Maurizio and Barbara

The first day on the job we really felt awkward.  Picking olives was easy, fun, aesthetically great. But compared to our earlier hosts, these absolutely fluent-in-English people (native Italians who had lived for years in England) were inscrutable and difficult to please.  It didn't seem we could follow their instructions correctly no matter how we tried.  They often seemed uneasy or even suspicious - on our third morning they accused Cynthia of having poisoned them the previous night with her borscht, because it contained vinegar.  Maurizio, although he had complimented it the night before, believed that his skin had exuded vinegar all night, and that C had done this knowing it was wrong, etc., and she would not be allowed to cook for them ever again....
OK then!

This all took a little while to get used to, especially the isolation.  We like meeting people but there is no one to meet.  We also depend so much on the internet.  To say the least. but now a week into it, we've come to appreciate the beautiful scenery and the lack of diversions, so that we have finished a few books and had lots of discussions about the effect of adversity on character!  Maurizio talks all day, in a deep, rather soothing voice, about the problems he has with government regulations, about auric healing, etheric energy, and other aspects of their Rudolph Steiner studies (they aspire to become auric healers), about history and olives, sheep, wolves and wild boar, and he has become more friendly.

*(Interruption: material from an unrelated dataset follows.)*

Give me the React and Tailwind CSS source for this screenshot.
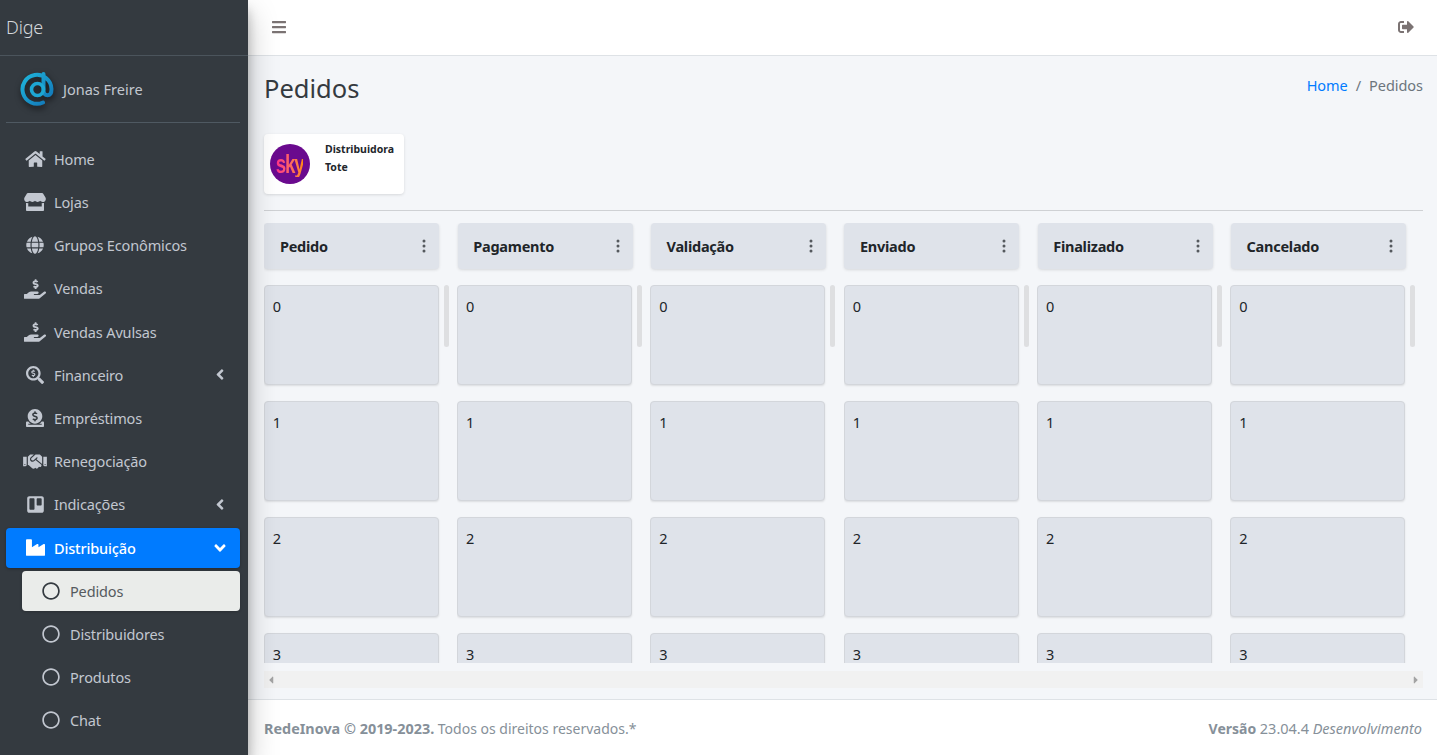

We went out with the choir one evening and the whole restaurant ended up singing. It seemed so Italian! We spent a day in Scansano (our day off, we had to hitch-hike in the rain 15 km) and ate in a restaurant. We found some porcini, and we have seen the olives we picked brought to the old fashioned mill and turned into olive oil which we have been able to use on our - buckwheat groats??? Well, you can't win'em all...
Yay, Italian food at a restaurant.
And yes, we are still desperately hoping to find another "situation" soon, but it's kind of hard without internet. Send luck.